Rows from a dataset of pages and code
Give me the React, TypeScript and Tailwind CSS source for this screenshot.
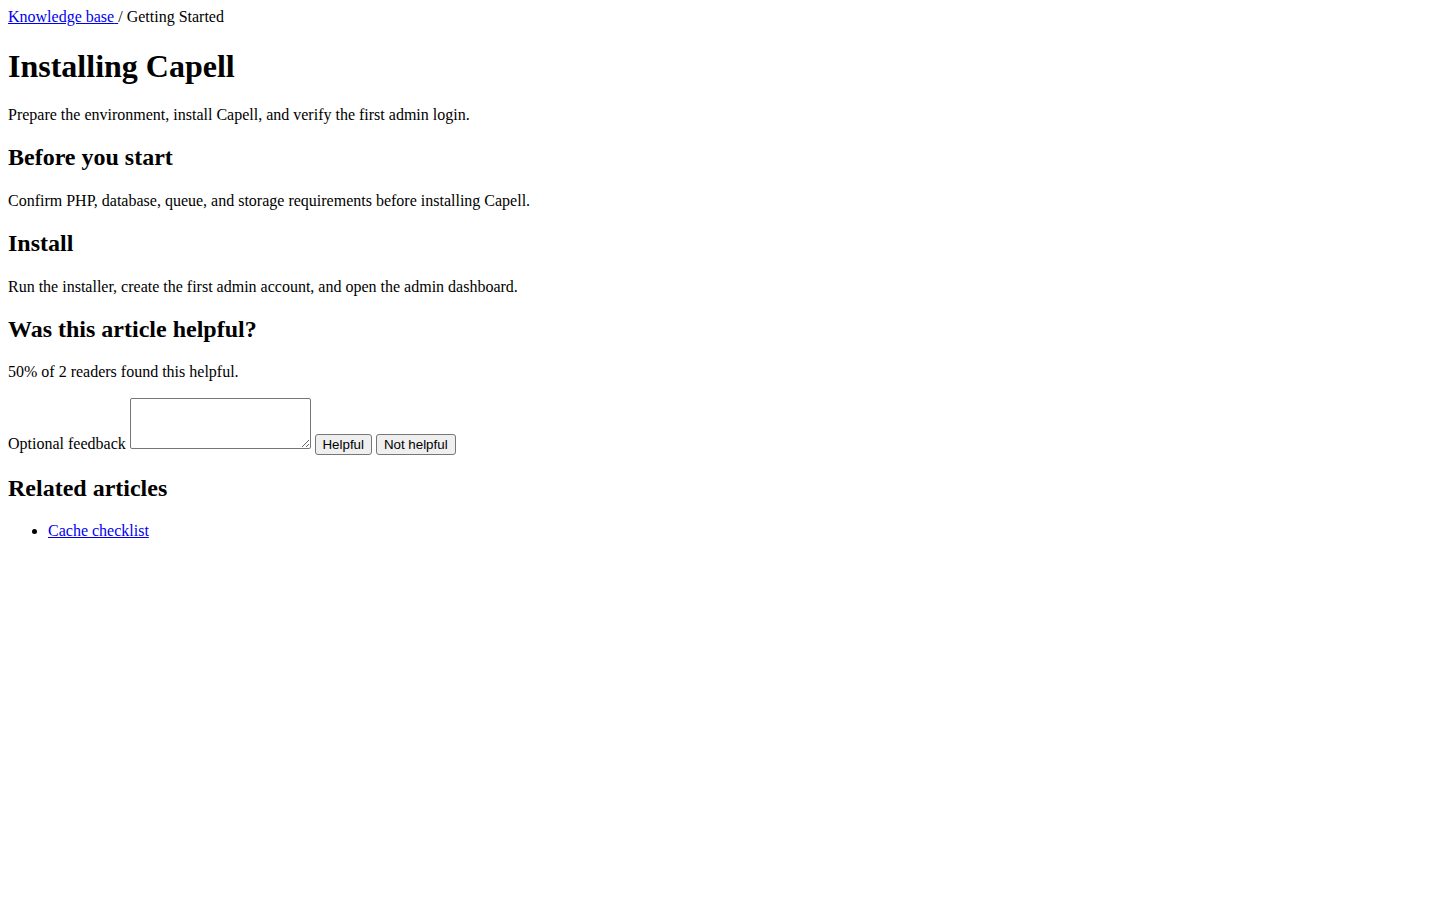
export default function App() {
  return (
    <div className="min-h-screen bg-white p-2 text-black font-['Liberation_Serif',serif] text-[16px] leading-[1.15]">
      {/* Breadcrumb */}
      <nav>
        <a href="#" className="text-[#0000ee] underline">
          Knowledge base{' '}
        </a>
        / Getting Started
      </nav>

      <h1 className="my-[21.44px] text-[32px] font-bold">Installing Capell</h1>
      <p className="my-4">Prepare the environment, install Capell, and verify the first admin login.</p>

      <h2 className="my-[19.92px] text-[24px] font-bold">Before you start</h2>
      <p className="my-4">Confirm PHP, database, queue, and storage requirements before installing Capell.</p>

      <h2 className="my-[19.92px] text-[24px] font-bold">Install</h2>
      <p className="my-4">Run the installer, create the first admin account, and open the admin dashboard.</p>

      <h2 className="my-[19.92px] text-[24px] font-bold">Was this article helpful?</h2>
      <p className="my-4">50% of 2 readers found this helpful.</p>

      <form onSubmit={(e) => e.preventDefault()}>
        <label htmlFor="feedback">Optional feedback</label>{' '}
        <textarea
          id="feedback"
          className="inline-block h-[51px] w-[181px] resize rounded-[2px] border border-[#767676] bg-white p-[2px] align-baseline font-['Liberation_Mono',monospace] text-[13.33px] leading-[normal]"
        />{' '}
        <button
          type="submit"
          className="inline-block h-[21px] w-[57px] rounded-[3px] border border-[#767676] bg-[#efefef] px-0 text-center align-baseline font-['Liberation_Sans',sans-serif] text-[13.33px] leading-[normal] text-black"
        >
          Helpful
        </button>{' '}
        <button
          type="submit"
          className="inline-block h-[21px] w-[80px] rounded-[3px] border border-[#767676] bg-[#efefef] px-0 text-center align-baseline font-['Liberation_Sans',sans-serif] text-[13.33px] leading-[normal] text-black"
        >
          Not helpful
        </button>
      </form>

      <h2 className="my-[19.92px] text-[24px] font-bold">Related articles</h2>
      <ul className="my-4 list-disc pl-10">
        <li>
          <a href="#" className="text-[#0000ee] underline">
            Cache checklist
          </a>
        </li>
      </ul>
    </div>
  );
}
---
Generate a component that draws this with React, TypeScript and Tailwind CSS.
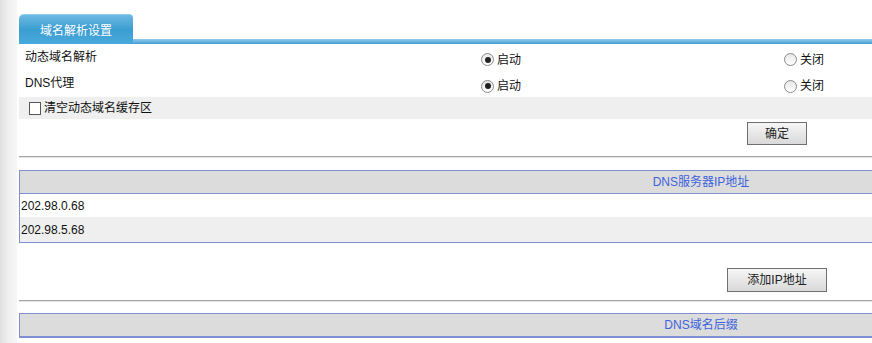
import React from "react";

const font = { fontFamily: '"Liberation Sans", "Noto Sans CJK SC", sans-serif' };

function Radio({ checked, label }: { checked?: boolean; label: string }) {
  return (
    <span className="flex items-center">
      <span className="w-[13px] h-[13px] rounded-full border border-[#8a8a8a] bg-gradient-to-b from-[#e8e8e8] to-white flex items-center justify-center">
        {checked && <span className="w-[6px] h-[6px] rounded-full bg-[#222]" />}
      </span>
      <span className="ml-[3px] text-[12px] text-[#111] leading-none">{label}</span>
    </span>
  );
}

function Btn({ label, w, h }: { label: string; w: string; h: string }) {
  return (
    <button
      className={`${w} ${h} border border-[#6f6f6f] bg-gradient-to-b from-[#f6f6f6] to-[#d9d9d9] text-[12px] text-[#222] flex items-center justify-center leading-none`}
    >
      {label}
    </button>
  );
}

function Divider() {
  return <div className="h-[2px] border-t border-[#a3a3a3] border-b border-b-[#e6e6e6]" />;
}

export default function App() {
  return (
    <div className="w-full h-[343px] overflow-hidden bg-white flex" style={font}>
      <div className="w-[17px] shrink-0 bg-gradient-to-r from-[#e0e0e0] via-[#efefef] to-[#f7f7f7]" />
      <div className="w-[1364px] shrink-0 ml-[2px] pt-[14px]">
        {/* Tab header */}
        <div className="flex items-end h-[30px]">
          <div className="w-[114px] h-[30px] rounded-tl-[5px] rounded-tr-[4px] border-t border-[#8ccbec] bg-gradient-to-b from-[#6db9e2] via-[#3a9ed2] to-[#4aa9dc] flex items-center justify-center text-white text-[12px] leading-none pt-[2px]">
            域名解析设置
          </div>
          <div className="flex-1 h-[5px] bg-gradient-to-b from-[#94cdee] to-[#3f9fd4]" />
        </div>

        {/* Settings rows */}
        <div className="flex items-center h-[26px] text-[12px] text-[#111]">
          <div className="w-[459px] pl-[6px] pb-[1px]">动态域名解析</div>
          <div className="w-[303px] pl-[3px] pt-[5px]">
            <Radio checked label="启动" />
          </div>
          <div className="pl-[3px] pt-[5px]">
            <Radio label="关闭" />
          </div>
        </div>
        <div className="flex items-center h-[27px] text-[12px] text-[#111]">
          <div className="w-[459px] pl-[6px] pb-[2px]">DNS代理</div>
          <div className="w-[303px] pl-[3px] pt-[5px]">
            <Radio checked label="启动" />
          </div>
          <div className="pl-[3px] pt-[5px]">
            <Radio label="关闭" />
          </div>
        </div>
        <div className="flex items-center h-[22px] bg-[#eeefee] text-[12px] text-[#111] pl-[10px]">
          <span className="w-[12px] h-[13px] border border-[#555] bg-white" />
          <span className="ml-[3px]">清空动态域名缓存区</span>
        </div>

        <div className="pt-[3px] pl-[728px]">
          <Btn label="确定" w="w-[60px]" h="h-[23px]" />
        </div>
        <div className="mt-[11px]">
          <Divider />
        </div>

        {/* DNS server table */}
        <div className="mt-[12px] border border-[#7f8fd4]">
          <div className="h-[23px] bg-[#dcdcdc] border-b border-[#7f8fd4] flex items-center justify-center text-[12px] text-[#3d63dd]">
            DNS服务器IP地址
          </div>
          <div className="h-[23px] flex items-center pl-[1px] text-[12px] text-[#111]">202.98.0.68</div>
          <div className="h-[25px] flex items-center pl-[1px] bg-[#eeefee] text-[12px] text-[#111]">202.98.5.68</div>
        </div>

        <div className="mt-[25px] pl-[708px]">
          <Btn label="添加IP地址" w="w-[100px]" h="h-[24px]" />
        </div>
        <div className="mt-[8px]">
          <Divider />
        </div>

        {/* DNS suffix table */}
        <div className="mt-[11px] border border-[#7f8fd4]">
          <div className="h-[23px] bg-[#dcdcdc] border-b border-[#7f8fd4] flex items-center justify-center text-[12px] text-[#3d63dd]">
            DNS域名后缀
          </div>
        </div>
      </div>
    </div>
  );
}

▶ _TASK_: Above are the records; copy exactly the lines from the one with "Give me the" through the one with "found this helpful.</p>", including both, and nothing more. Leave out pictures.

▶ _ANSWER_:
Give me the React, TypeScript and Tailwind CSS source for this screenshot.
export default function App() {
  return (
    <div className="min-h-screen bg-white p-2 text-black font-['Liberation_Serif',serif] text-[16px] leading-[1.15]">
      {/* Breadcrumb */}
      <nav>
        <a href="#" className="text-[#0000ee] underline">
          Knowledge base{' '}
        </a>
        / Getting Started
      </nav>

      <h1 className="my-[21.44px] text-[32px] font-bold">Installing Capell</h1>
      <p className="my-4">Prepare the environment, install Capell, and verify the first admin login.</p>

      <h2 className="my-[19.92px] text-[24px] font-bold">Before you start</h2>
      <p className="my-4">Confirm PHP, database, queue, and storage requirements before installing Capell.</p>

      <h2 className="my-[19.92px] text-[24px] font-bold">Install</h2>
      <p className="my-4">Run the installer, create the first admin account, and open the admin dashboard.</p>

      <h2 className="my-[19.92px] text-[24px] font-bold">Was this article helpful?</h2>
      <p className="my-4">50% of 2 readers found this helpful.</p>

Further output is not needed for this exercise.